Given exercise
Give only the number of lines where "React" occurs.
::::::::::
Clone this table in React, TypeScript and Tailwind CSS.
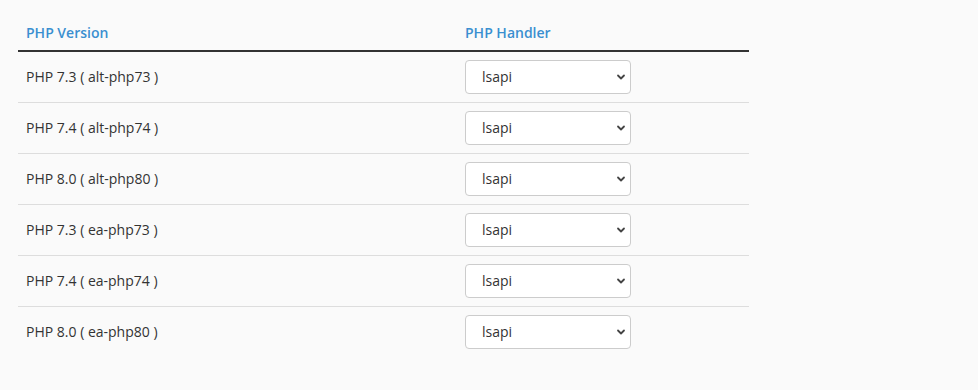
const rows = [
  "PHP 7.3 ( alt-php73 )",
  "PHP 7.4 ( alt-php74 )",
  "PHP 8.0 ( alt-php80 )",
  "PHP 7.3 ( ea-php73 )",
  "PHP 7.4 ( ea-php74 )",
  "PHP 8.0 ( ea-php80 )",
];

export default function App() {
  return (
    <div className="min-h-[390px] w-full bg-[#fafafa] pt-[14px] pl-[18px] font-['Open_Sans',sans-serif] text-[14px] text-[#333]">
      <table className="w-[731px] border-collapse text-left">
        <thead>
          <tr className="border-b-2 border-[#333]">
            <th className="h-[37px] w-[439px] px-2 align-middle font-semibold text-[#3a8fd0]">PHP Version</th>
            <th className="h-[37px] px-2 align-middle font-semibold text-[#3a8fd0]">PHP Handler</th>
          </tr>
        </thead>
        <tbody>
          {rows.map((name, i) => (
            <tr key={name} className={i < rows.length - 1 ? "border-b border-[#ddd]" : ""}>
              <td className="h-[51px] px-2 align-middle">{name}</td>
              <td className="h-[51px] px-2 align-middle">
                <div className="relative w-[166px]">
                  <select className="h-[34px] w-full appearance-none rounded-[4px] border border-[#ccc] bg-white pl-4 pr-8 text-[14px] text-[#333] outline-none">
                    <option>lsapi</option>
                  </select>
                  <svg className="pointer-events-none absolute right-[5px] top-1/2 h-[10px] w-[10px] -translate-y-1/2" viewBox="0 0 10 10" fill="none" stroke="#444" strokeWidth="1.8" strokeLinecap="round" strokeLinejoin="round">
                    <path d="M2 3.5 L5 6.5 L8 3.5" />
                  </svg>
                </div>
              </td>
            </tr>
          ))}
        </tbody>
      </table>
    </div>
  );
}
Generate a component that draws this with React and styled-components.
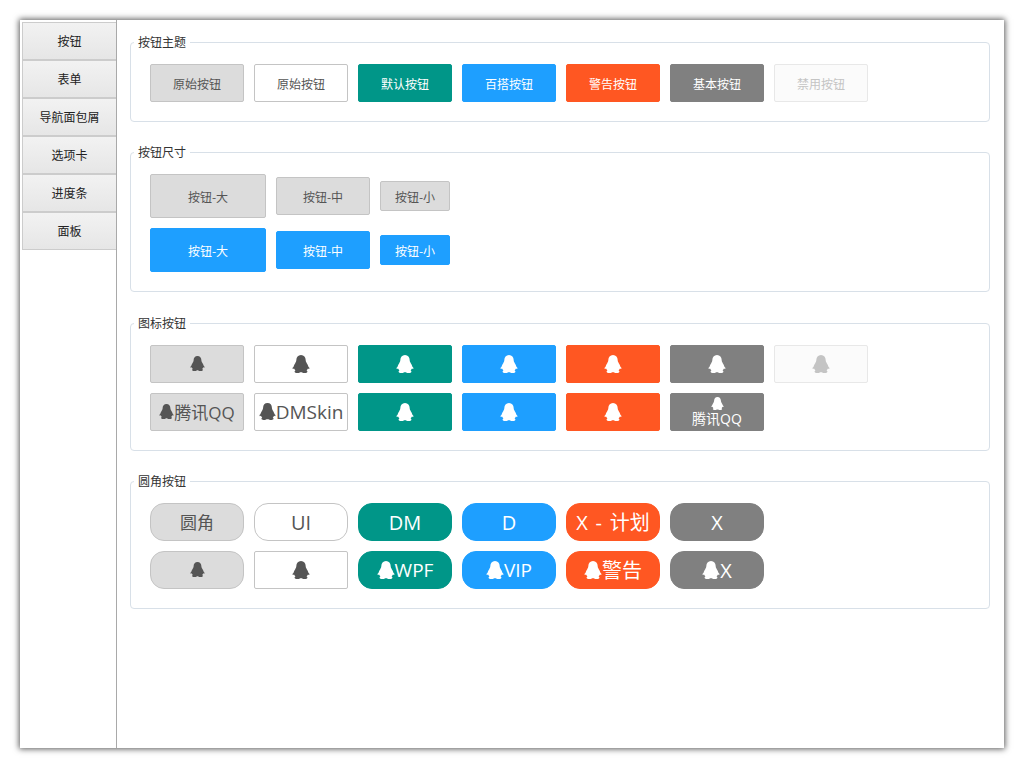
import React from "react";
import styled, { createGlobalStyle, css } from "styled-components";

const GlobalStyle = createGlobalStyle`
  html, body {
    margin: 0;
    padding: 0;
    background: #fff;
  }
  body {
    font-family: "Noto Sans CJK SC", "Noto Sans", sans-serif;
    font-size: 12px;
  }
`;

const menuItems = ["按钮", "表单", "导航面包屑", "选项卡", "进度条", "面板"];

const themeButtons = [
  ["primary", "原始按钮"],
  ["ghost", "原始按钮"],
  ["teal", "默认按钮"],
  ["blue", "百搭按钮"],
  ["orange", "警告按钮"],
  ["gray", "基本按钮"],
  ["disabled", "禁用按钮"],
];

const iconRow = ["primary", "ghost", "teal", "blue", "orange", "gray", "disabled"];

// qq penguin silhouette
const QQ = ({ size = 18 }) => (
  <QQIcon viewBox="0 0 18 19" width={size} height={size * 1.05} fill="currentColor">
    <path d="M9 0C6 0 4.4 2.2 4.3 5C4.3 6.3 3.8 7 3.2 8.2C2.2 9.8 1.8 10.8 1.4 12C.9 12.2.4 13 .5 13.6C.6 14.3 1.2 14.2 2 13.6C2.4 14.4 2.8 15 3.4 15.6C2.6 16 2.2 16.6 2.8 17.4C3.6 18.4 7 18.6 8 17.4C8.6 17.3 9.4 17.3 10 17.4C11 18.6 14.4 18.4 15.2 17.4C15.8 16.6 15.4 16 14.6 15.6C15.2 15 15.6 14.4 16 13.6C16.8 14.2 17.4 14.3 17.5 13.6C17.6 13 17.1 12.2 16.6 12C16.2 10.8 15.8 9.8 14.8 8.2C14.2 7 13.7 6.3 13.7 5C13.6 2.2 12 0 9 0Z" />
  </QQIcon>
);

const App = () => {
  return (
    <Page>
      <GlobalStyle />
      <Window>
        <Sidebar>
          {menuItems.map((item) => (
            <MenuButton key={item}>{item}</MenuButton>
          ))}
        </Sidebar>
        <Main>
          <Section>
            <Legend>按钮主题</Legend>
            <Row>
              {themeButtons.map(([variant, label], i) => (
                <Button key={i} $variant={variant}>
                  {label}
                </Button>
              ))}
            </Row>
          </Section>

          <Section $extra>
            <Legend>按钮尺寸</Legend>
            <Row>
              <Button $variant="primary" $size="lg">按钮-大</Button>
              <Button $variant="primary">按钮-中</Button>
              <Button $variant="primary" $size="sm">按钮-小</Button>
            </Row>
            <Row>
              <Button $variant="blue" $size="lg">按钮-大</Button>
              <Button $variant="blue">按钮-中</Button>
              <Button $variant="blue" $size="sm">按钮-小</Button>
            </Row>
          </Section>

          <Section>
            <Legend>图标按钮</Legend>
            <Row>
              {iconRow.map((variant, i) => (
                <Button key={i} $variant={variant}>
                  <QQ size={i === 0 ? 15 : 18} />
                </Button>
              ))}
            </Row>
            <Row>
              <Button $variant="primary" $text="17px">
                <QQ size={15} />
                <Label>腾讯<Latin>QQ</Latin></Label>
              </Button>
              <Button $variant="ghost" $text="19px">
                <QQ size={17} />
                <Label><Latin>DMSkin</Latin></Label>
              </Button>
              <Button $variant="teal"><QQ /></Button>
              <Button $variant="blue"><QQ /></Button>
              <Button $variant="orange"><QQ /></Button>
              <StackButton $variant="gray" $text="14px">
                <QQ size={13} />
                <span>腾讯<Latin>QQ</Latin></span>
              </StackButton>
            </Row>
          </Section>

          <Section>
            <Legend>圆角按钮</Legend>
            <Row>
              <Button $variant="primary" $round $text="17px"><Label>圆角</Label></Button>
              <Button $variant="ghost" $round $text="20px"><Label><Latin>UI</Latin></Label></Button>
              <Button $variant="teal" $round $text="20px"><Label><Latin>DM</Latin></Label></Button>
              <Button $variant="blue" $round $text="20px"><Label><Latin>D</Latin></Label></Button>
              <Button $variant="orange" $round $text="20px"><Label><Latin>X - </Latin>计划</Label></Button>
              <Button $variant="gray" $round $text="20px"><Label><Latin>X</Latin></Label></Button>
            </Row>
            <Row>
              <Button $variant="primary" $round><QQ size={15} /></Button>
              <Button $variant="ghost"><QQ /></Button>
              <Button $variant="teal" $round $text="19px"><QQ /><Label><Latin>WPF</Latin></Label></Button>
              <Button $variant="blue" $round $text="19px"><QQ /><Label><Latin>VIP</Latin></Label></Button>
              <Button $variant="orange" $round $text="20px"><QQ /><Label>警告</Label></Button>
              <Button $variant="gray" $round $text="20px"><QQ /><Label><Latin>X</Latin></Label></Button>
            </Row>
          </Section>
        </Main>
      </Window>
    </Page>
  );
};

export default App;

// Styled components
const Page = styled.div`
  width: 1024px;
  height: 768px;
  padding: 20px;
  box-sizing: border-box;
  overflow: hidden;
`;

const Window = styled.div`
  display: flex;
  width: 984px;
  height: 728px;
  background: #fff;
  box-shadow: 0 0 6px 1px rgba(0, 0, 0, 0.65);
`;

const Sidebar = styled.nav`
  display: flex;
  flex-direction: column;
  width: 97px;
  box-sizing: border-box;
  padding: 2px 0 0 2px;
  border-right: 1px solid #a9a9a9;
  flex-shrink: 0;
`;

const MenuButton = styled.div`
  display: flex;
  align-items: center;
  justify-content: center;
  height: 38px;
  padding-bottom: 1px;
  box-sizing: border-box;
  border: 1px solid #cccccc;
  border-right: none;
  background: linear-gradient(#f2f2f2, #e6e6e6);
  color: #222;
  font-size: 12px;
`;

const Main = styled.main`
  flex: 1;
  display: flex;
  flex-direction: column;
  padding: 12px 14px 0 13px;
`;

const Section = styled.fieldset`
  margin: 0 0 ${(p) => (p.$extra ? "21px" : "20px")};
  padding: 12px 19px 19px;
  border: 1px solid #d8e0e8;
  border-radius: 4px;
  display: flex;
  flex-direction: column;
  gap: 10px;
  min-width: 0;
`;

const Legend = styled.legend`
  margin-left: -16px;
  padding: 0 4px;
  height: 20px;
  line-height: 20px;
  font-size: 12px;
  color: #333;
`;

const Row = styled.div`
  display: flex;
  align-items: center;
  gap: 10px;
`;

const variants = {
  primary: css`
    background: #dcdcdc;
    border-color: #c4c4c4;
    color: #555;
  `,
  ghost: css`
    background: #fff;
    border-color: #c4c4c4;
    color: #555;
  `,
  teal: css`
    background: #009688;
    border-color: #009688;
    color: #fff;
  `,
  blue: css`
    background: #1e9fff;
    border-color: #1e9fff;
    color: #fff;
  `,
  orange: css`
    background: #ff5722;
    border-color: #ff5722;
    color: #fff;
  `,
  gray: css`
    background: #808080;
    border-color: #808080;
    color: #fff;
  `,
  disabled: css`
    background: #fbfbfb;
    border-color: #e8e8e8;
    color: #c4c4c4;
  `,
};

const sizes = {
  lg: css`
    width: 116px;
    height: 44px;
  `,
  md: css`
    width: 94px;
    height: 38px;
  `,
  sm: css`
    width: 70px;
    height: 30px;
  `,
};

const Button = styled.div`
  display: flex;
  align-items: center;
  justify-content: center;
  box-sizing: border-box;
  flex-shrink: 0;
  border: 1px solid;
  border-radius: ${(p) => (p.$round ? "14px" : "2px")};
  font-size: ${(p) => p.$text || "12px"};
  white-space: nowrap;
  ${(p) => variants[p.$variant]}
  ${(p) => sizes[p.$size || "md"]}
`;

const StackButton = styled(Button)`
  flex-direction: column;
  line-height: 16px;
  overflow: hidden;
`;

// large labels sit a little above the centre of the button
const Label = styled.span`
  padding-bottom: 2px;
`;

const Latin = styled.span`
  font-family: "Open Sans", sans-serif;
  white-space: pre;
  word-spacing: 2.5px;
`;

const QQIcon = styled.svg`
  flex-shrink: 0;
`;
::::::::::
Result of the exercise
3